14th May 2018 | criminal law , human rights

All prisoners serving custodial sentences in Scotland should be given the right to vote, Holyrood’s Equalities & Human Rights Committee argues in a report published today.

Following an inquiry at the request of Green MSP Patrick Harvie, a majority of the committee concludes that, on balance, not allowing prisoners to vote does not serve the interests of society, prisoners’ rehabilitation or democracy. Furthermore, the current blanket ban is arbitrary, and is also being changed to an extent by Westminster for UK elections following the Hirst judgment from the European Court of Human Rights.

The committee a range of evidence, both about the arguments for and against prisoner voting, as well as the experience in other jurisdictions where prisoners have been allowed to vote. Only seven of the 47 member states of the Council of Europe, including the UK, still have a complete ban on prisoner voting.

It noted that someone sentenced to prison in Scotland in June 2014 would have been excluded from voting five times by the end of June 2016. Someone who had committed a similar offence but who received a community sentence would have been able to vote on all five occasions. And someone given the same sentence for the same crime over many other similar two-year periods would have missed no votes because there would have been no elections.

It does not make specific recommendations as to how voting rights should be exercised, though it records evidence that experience of postal voting in the Republic of Ireland has been straightforward, and Mr Harvie's proposal that voting should relate to the prisoner's place of previous residence in the community.

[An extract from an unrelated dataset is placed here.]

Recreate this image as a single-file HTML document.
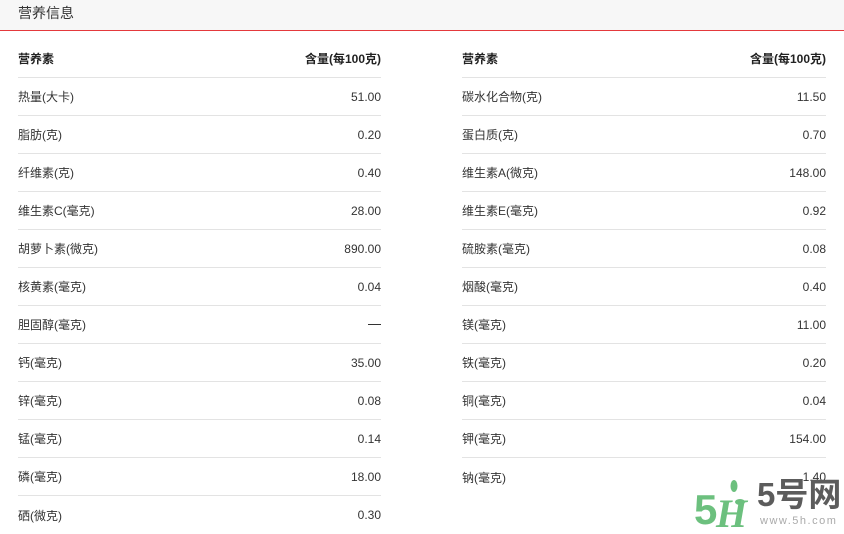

Concluding, the report adds: "In taking forward this recommendation, we ask the Scottish Government to consider a plurality of views on the issue and consult as wide a range of stakeholders as possible, including victims of crimes and the general public."

The Scottish Government resisted allowing prisoners to vote in the Scottish independence referendum.

Conservatives Jamie Greene MSP and Annie Wells MSP dissented from the overall conclusion that all prisoners serving custodial sentences should have the right to vote, but welcomed wider consultation by the Scottish Government.

Committee convener Christina McKelvie MSP commented: "Prisoner voting is a fundamental issue. It strikes to the heart of questions like ‘what sort of society do we want to be’, ‘what is prison for’ and ‘what are the rights and responsibilities of a citizen’.

"After careful consideration of this issue, we as a cross-party committee have come to a majority view that the current ban should be lifted, and the right to vote be restored to all prisoners.

"We are acutely aware that prison is a place people go to be punished, and that there will be individual cases people find distasteful; but we need to think about rehabilitation, and not further excluding and alienating people from society."

Aspects of electoral law, including the franchise for Scottish Parliament and local government elections, were devolved to the Scottish Parliament by the Scotland Act 2016. Changing the voting rights at elections to the Scottish Parliament requires a "super majority" of two thirds of all MSPs.